Is napping what got her here? Surely not—but also, maybe, just a little bit. She brought to Power’s shoot about 50 feature-film credits’ worth of experience—of honing her craft, of navigating sets, of acting before a wide range of directors. “Because I grew up in this industry and had to learn about movies while I was making movies—and what I liked about performances and movies—I had to grow into myself as an actress,” she says. Campion, Dunst continues, creates a unique space for actors to do their best work. Dunst knew what she needed to do, and she had the freedom to do it. Naps included.

“She just says whatever she’s feeling and thinking,” Campion tells me of Dunst. “It’s really a blessing.”

Her performance in The Power of the Dog has snuck up on me each time I’ve watched the movie. The ’20s-set film concerns her character Rose’s arrival on the Burbank ranch in hilly Montana, run by her mild-mannered new husband, George (Jesse Plemons, Dunst’s real-life partner), and his mysteriously cruel brother, Phil (Benedict Cumberbatch). Rose walks into more of a nightmare than a fairy tale—a kind of psychological thriller in which she can’t escape Phil’s web of rage. She’s recovering from tragedy too: She’s a widow, and her tight bond with son Peter (Kodi Smit-McPhee) indicates they’ve been through hell and back. Dunst plays it all quietly on her face: hope, pain, grief, depression, and a subtle resilience through even Rose’s darkest moments.
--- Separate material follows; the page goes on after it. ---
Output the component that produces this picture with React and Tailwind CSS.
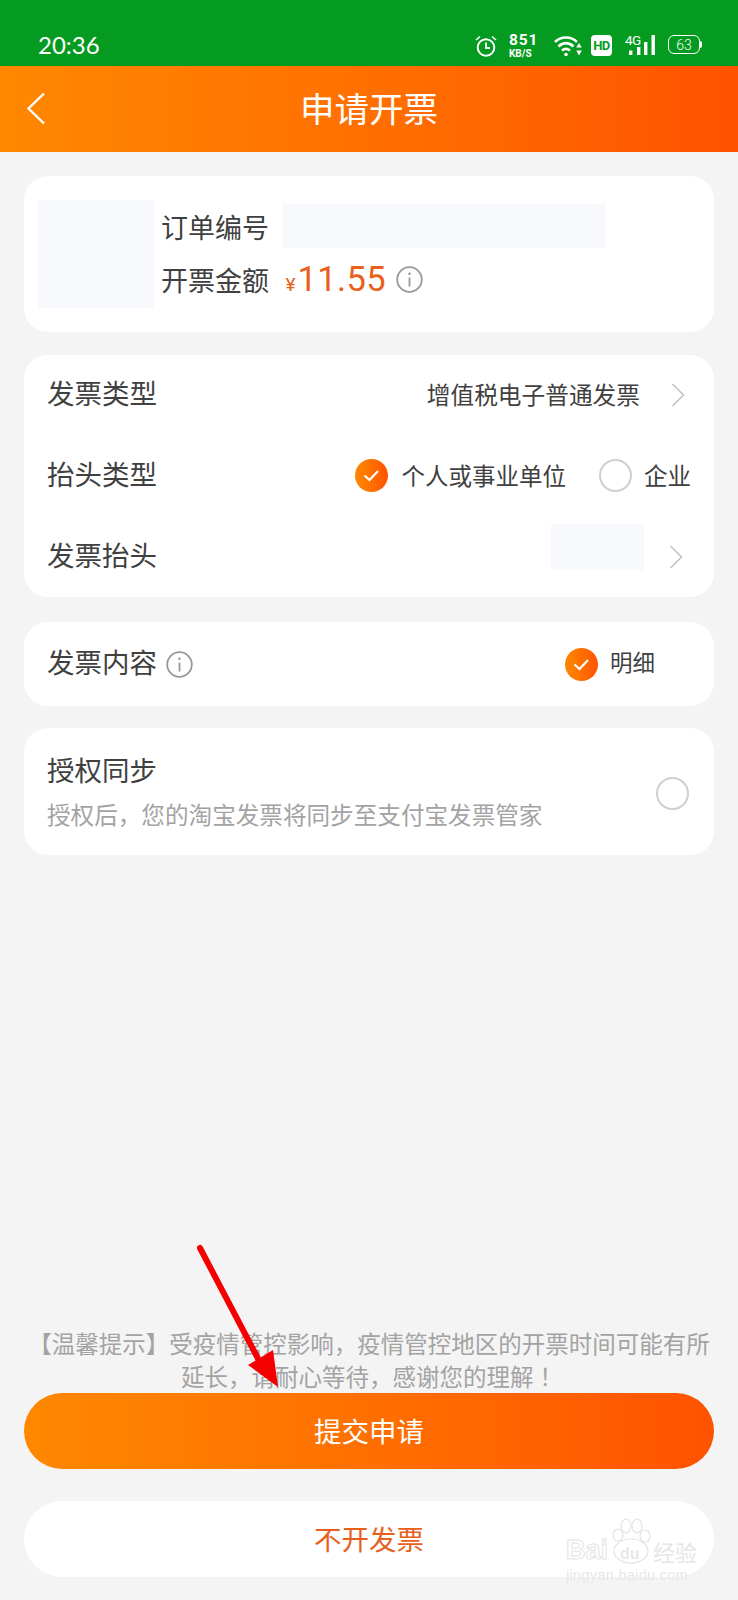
import React from 'react';

const cjk = "font-['Noto_Sans_CJK_SC','Noto_Sans',sans-serif]";

function Chevron({ className }) {
  return (
    <svg className={className} width="14" height="24" viewBox="0 0 14 24" fill="none">
      <path d="M1.5 1 L12.5 12 L1.5 23" stroke="#c4c4c4" strokeWidth="1.6" />
    </svg>
  );
}

function InfoIcon() {
  return (
    <svg width="27" height="27" viewBox="0 0 27 27" fill="none">
      <circle cx="13.5" cy="13.5" r="12.3" stroke="#999" strokeWidth="1.8" />
      <circle cx="13.5" cy="7.8" r="1.3" fill="#999" />
      <path d="M13.5 11.5 V20.5" stroke="#999" strokeWidth="1.8" />
    </svg>
  );
}

function Checked() {
  return (
    <span className="flex h-[33px] w-[33px] shrink-0 items-center justify-center rounded-full bg-gradient-to-r from-[#ff8800] to-[#ff5200]">
      <svg width="17" height="13" viewBox="0 0 17 13" fill="none">
        <path d="M1.5 6.5 L6.5 11 L15 2" stroke="#fff" strokeWidth="2.2" />
      </svg>
    </span>
  );
}

function Unchecked() {
  return <span className="block h-[33px] w-[33px] shrink-0 rounded-full border-2 border-[#cfcfcf]" />;
}

function Label({ children }) {
  return <span className="pb-[4px] text-[27.5px] leading-none">{children}</span>;
}

function StatusIcons() {
  return (
    <div className="flex items-start text-white">
      <svg width="22" height="22" viewBox="0 0 22 22" fill="none" stroke="#fff" strokeWidth="2">
        <circle cx="11" cy="12.5" r="8.3" />
        <path d="M11 7.5 V13 H15" strokeWidth="1.8" />
        <path d="M1 5 L5 1.5 M21 5 L17 1.5" strokeWidth="1.6" />
      </svg>
      <div className="ml-[12px] flex w-[30px] flex-col font-['Roboto',sans-serif] font-bold">
        <span className="-mt-[3px] text-[15.5px] leading-[16px] tracking-[0.8px]">851</span>
        <span className="text-[10px] leading-[11px]">KB/S</span>
      </div>
      <svg className="ml-[15px]" width="28" height="22" viewBox="0 0 28 22" fill="none" stroke="#fff" strokeWidth="2.6">
        <path d="M1 7 C7 1 17 1 23 7" />
        <path d="M4.5 11.5 C9 7 15 7 19.5 11.5" />
        <path d="M8 15.5 C10.5 13.5 13.5 13.5 16 15.5" />
        <circle cx="12" cy="19.5" r="1.8" fill="#fff" stroke="none" />
        <path d="M25 8 L27.8 12.5 H22.2 Z M25 20.5 L27.8 15.5 H22.2 Z" fill="#fff" stroke="none" />
      </svg>
      <span className="ml-[9px] flex h-[21px] w-[21px] items-center justify-center rounded-[4px] bg-white font-['Roboto',sans-serif] text-[13px] font-bold leading-none tracking-[-0.5px] text-[#049b20]">
        HD
      </span>
      <div className="relative ml-[13px] h-[21px] w-[32px]">
        <span className="absolute -top-[1px] left-0 font-['Roboto',sans-serif] text-[13.5px] leading-[13px] tracking-[-0.5px]">4G</span>
        <svg className="absolute left-0 top-0" width="32" height="21" viewBox="0 0 32 21" fill="#fff">
          <rect x="4" y="15.5" width="3.4" height="4.5" />
          <rect x="12" y="12" width="3.4" height="8" />
          <rect x="19" y="7" width="3.4" height="13" />
          <rect x="26.5" y="0" width="3.4" height="20" />
        </svg>
      </div>
      <div className="ml-[11px] flex items-center">
        <span className="flex h-[19px] w-[32px] items-center justify-center rounded-[6px] border-[1.5px] border-white font-['Roboto',sans-serif] text-[14px] font-light leading-none">
          63
        </span>
        <span className="h-[7px] w-[2px] rounded-r-sm bg-white" />
      </div>
    </div>
  );
}

function Watermark() {
  return (
    <div className="pointer-events-none absolute left-[566px] top-[1518px] h-[66px] w-[134px]">
      <span className="absolute left-0 top-[17px] font-['Liberation_Sans',sans-serif] text-[27px] font-bold leading-[30px] text-transparent [-webkit-text-stroke:1px_#e4e4e4]">
        Bai
      </span>
      <svg className="absolute left-[44px] top-0" width="42" height="48" viewBox="0 0 42 48" fill="#fff" stroke="#e4e4e4" strokeWidth="1.2">
        <ellipse cx="8" cy="17" rx="5" ry="6" />
        <ellipse cx="16" cy="8" rx="5" ry="7" />
        <ellipse cx="27" cy="8" rx="5" ry="7" />
        <ellipse cx="35" cy="18" rx="5" ry="6" />
        <ellipse cx="21" cy="33" rx="17" ry="12" />
      </svg>
      <span className="absolute left-[54px] top-[26px] font-['Liberation_Sans',sans-serif] text-[16px] font-bold leading-[20px] text-[#e8e8e8]">
        du
      </span>
      <span className={`absolute left-[87px] top-[21px] text-[22px] leading-[24px] text-[#e6e6e6] ${cjk}`}>经验</span>
      <span className="absolute left-0 top-[49px] font-['Liberation_Sans',sans-serif] text-[14.5px] leading-[17px] tracking-[0.3px] text-[#e8e8e8]">
        jingyan.baidu.com
      </span>
    </div>
  );
}

function Arrow() {
  return (
    <svg className="pointer-events-none absolute left-[190px] top-[1240px]" width="100" height="155" viewBox="0 0 100 155" fill="none">
      <path d="M10 8 L74 130" stroke="#f40000" strokeWidth="6" strokeLinecap="round" />
      <path d="M88 147 L58 125 L83 110 Z" fill="#f40000" />
    </svg>
  );
}

export default function App() {
  return (
    <div className={`relative flex h-[1600px] w-[738px] flex-col overflow-hidden bg-[#f4f4f4] text-[#404040] ${cjk}`}>
      <div className="flex h-[66px] shrink-0 items-start justify-between bg-[#049b20] pl-[38px] pr-[36px] pt-[35px]">
        <span className="-mt-[1px] font-['Lato',sans-serif] text-[24px] leading-[22px] text-white">20:36</span>
        <StatusIcons />
      </div>

      <header className="relative flex h-[86px] shrink-0 items-center justify-center bg-gradient-to-r from-[#ff8800] to-[#ff5200]">
        <svg className="absolute left-[26px] top-[26px]" width="20" height="33" viewBox="0 0 20 33" fill="none">
          <path d="M18 1.5 L2.5 16.5 L18 31.5" stroke="#fff" strokeWidth="2.4" />
        </svg>
        <h1 className="pb-[3px] text-[34.5px] font-normal leading-none text-white">申请开票</h1>
      </header>

      <main className="flex flex-1 flex-col px-[24px]">
        <section className="mt-[24px] flex h-[156px] rounded-[24px] bg-white pl-[14px] pt-[24px]">
          <div className="h-[108px] w-[116px] shrink-0 bg-[#f8f9fc]" />
          <div className="ml-[7px] flex flex-col">
            <div className="flex h-[53px] items-center">
              <span className="w-[120.5px] text-[27px] leading-none">订单编号</span>
              <span className="-mt-[2px] block h-[44px] w-[324px] bg-[#f8f9fc]" />
            </div>
            <div className="flex h-[53px] items-center">
              <span className="w-[124.5px] text-[27px] leading-none">开票金额</span>
              <span className="flex items-baseline pt-[2px] font-['Roboto',sans-serif] text-[#e8601c]">
                <span className="text-[19px]">¥</span>
                <span className="ml-[2px] text-[34.5px] leading-none tracking-[0.4px]">11.55</span>
              </span>
              <span className="ml-[10px] flex"><InfoIcon /></span>
            </div>
          </div>
        </section>

        <section className="mt-[23px] flex h-[242px] flex-col rounded-[24px] bg-white pl-[23px]">
          <div className="flex h-[80px] items-center">
            <Label>发票类型</Label>
            <span className="ml-auto text-[23.7px] leading-none">增值税电子普通发票</span>
            <Chevron className="ml-[31px] mr-[29px]" />
          </div>
          <div className="flex h-[81px] items-center">
            <Label>抬头类型</Label>
            <span className="ml-auto"><Checked /></span>
            <span className="ml-[14px] text-[23.5px] leading-none">个人或事业单位</span>
            <span className="ml-[33px]"><Unchecked /></span>
            <span className="ml-[12px] mr-[23px] text-[23.5px] leading-none">企业</span>
          </div>
          <div className="flex h-[81px] items-center">
            <Label>发票抬头</Label>
            <span className="ml-auto -mt-[20px] block h-[46px] w-[93px] bg-[#f8f9fc]" />
            <Chevron className="ml-[25px] mr-[31px]" />
          </div>
        </section>

        <section className="mt-[25px] flex h-[84px] items-center rounded-[24px] bg-white pl-[23px]">
          <Label>发票内容</Label>
          <span className="ml-[9px] flex"><InfoIcon /></span>
          <span className="ml-auto"><Checked /></span>
          <span className="ml-[12px] mr-[59px] pb-[5px] text-[22.5px] leading-none">明细</span>
        </section>

        <section className="mt-[22px] flex h-[127px] items-center rounded-[24px] bg-white pl-[23px] pr-[25px]">
          <div className="flex flex-col pb-[3px]">
            <span className="text-[27.5px] leading-[32px]">授权同步</span>
            <span className="mt-[15px] text-[23.6px] leading-[28px] text-[#a3a3a3]">授权后，您的淘宝发票将同步至支付宝发票管家</span>
          </div>
          <span className="ml-auto mt-[4px]"><Unchecked /></span>
        </section>

        <p className="mt-auto text-center text-[23.5px] leading-[33px] text-[#a3a3a3]">
          【温馨提示】受疫情管控影响，疫情管控地区的开票时间可能有所延长，请耐心等待，感谢您的理解<span className="font-['Noto_Sans_CJK_TC',sans-serif]">！</span>
        </p>

        <button className="flex h-[76px] shrink-0 items-center justify-center rounded-full bg-gradient-to-r from-[#ff8800] to-[#ff5200] text-[27.5px] text-white">
          提交申请
        </button>
        <button className="mb-[23px] mt-[32px] flex h-[76px] shrink-0 items-center justify-center rounded-full bg-white text-[27.5px] text-[#e8601c]">
          不开发票
        </button>
      </main>

      <Arrow />
      <Watermark />
    </div>
  );
}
These aren’t always the easiest modes to play. We meet Rose as capable and self-sufficient, running a busy restaurant and raising her oddball son, before she descends into alcoholism and withdraws from everyday life. Dunst carefully “mapped out” Rose’s decline in her portrayal, maintaining the character’s wit and agency throughout. “It was a really intense part to play emotionally,” she says. “It’s not a fun place to live inside of myself, but I’m also proud to be able to release that into Rose. The response to that has been really rewarding. It’s moved people.”

Campion recalls shooting the first scene where Rose takes a drink, at a dinner party gone mortifyingly awry. She directed Dunst to have a few sips earlier in the evening, but was challenged. “[Kirsten] said, ‘No, no, I really want Rose only to drink at the end, or everyone will think that she’s just a big drinker,’” the director tells me. “And she was absolutely right about it. We set it up that the drink was there, and then at the end, she guzzles it.” Watching the sequence, you get why Dunst insisted on that. It’s overbearing. You see a woman trapped, unable to cope; she chugs the cocktail fast and long enough to break your heart.

“It doesn’t feel like, ‘Oh, we’re movie acting,’” Dunst says of working with Campion. “It feels like it’s happening in real life rather than performative…she wants things to live and breathe and that’s some of my favorite acting.” Dunst also appreciated Campion’s bluntness. (“I don’t want to stand around and talk about things for hours.”) A crucial final-act scene finds Rose, drunkenly but also determinedly, undermining Phil, and she’s at her most emotional by the end of it. Dunst remembers finishing one take, still teary, and Campion suggesting, simply, “Okay, well now let’s try one, but more drunk.” Happily, Dunst took the note.